2013 is poised to be a breakthrough year in the job market. With the fiscal cliff behind us and the recession abating there are tons of encouraging signs. Large corporations are beginning to hire again, and even small-to-mid-sized businesses are starting to replenish their ranks. If you aren’t particularly enamored with any career choice, but want to be a part of this exciting movement you might consider becoming a recruiter. Recruiters essentially work either independently or within a corporation to find attractive candidates for a wide range of positions and get them placed into the most perfect fit. It’s a great way to make a difference, as you’ll literally help someone earn a paycheck. At the same time solid recruiters are in huge demand with large companies, as it is always less expensive to find the right person and keep them in a job long-term than continually seeking out replacements. Although recruiting jobs are plentiful, there is no one perfect path to nailing that kind of position. Here are a few tips to help you find a job in recruiting.

As with most careers it starts with the right education. And that means obtaining a bachelor’s degree from an accredited university. No one goes to school for recruiting, and there isn’t any one major that fits perfectly. But there are subjects you should focus on over others. Anything in the business world is a good start, as are human resources and public relations. Just remember that recruiting is an administrative position, so a business administration degree will probably be more targeted than a degree in accounting or finance.

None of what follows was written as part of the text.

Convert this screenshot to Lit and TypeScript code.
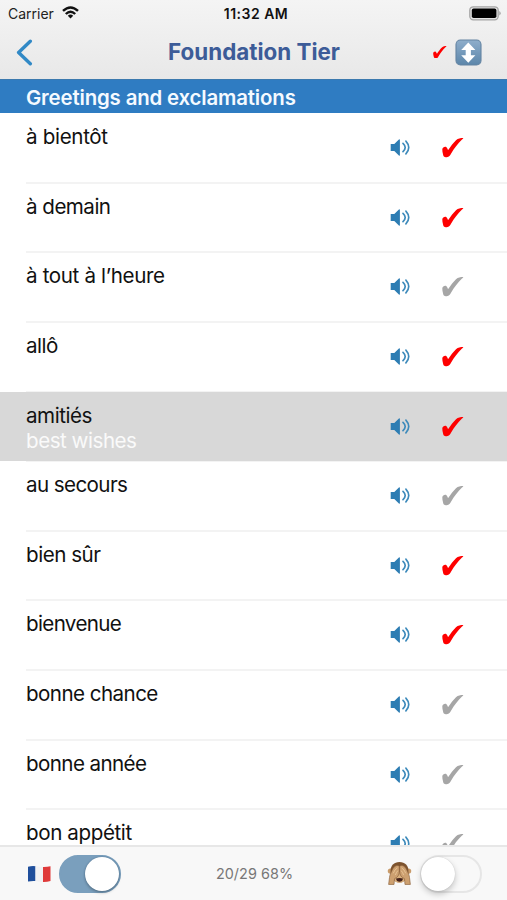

Once you get your degree you’ll have to go out into the job market yourself. Recruiting is a strange career, in that most people don’t start out as recruiters. Your best bet is to work in an administration or human resources department for a large company. Do your job, but on top of that look for opportunities to recruit friends and associates into the company. Start small, but keep your goals in mind. If you can build up a casual track record or a reputation for helping connect the dots with corporate hiring, you’ll become an attractive candidate for a recruiting position.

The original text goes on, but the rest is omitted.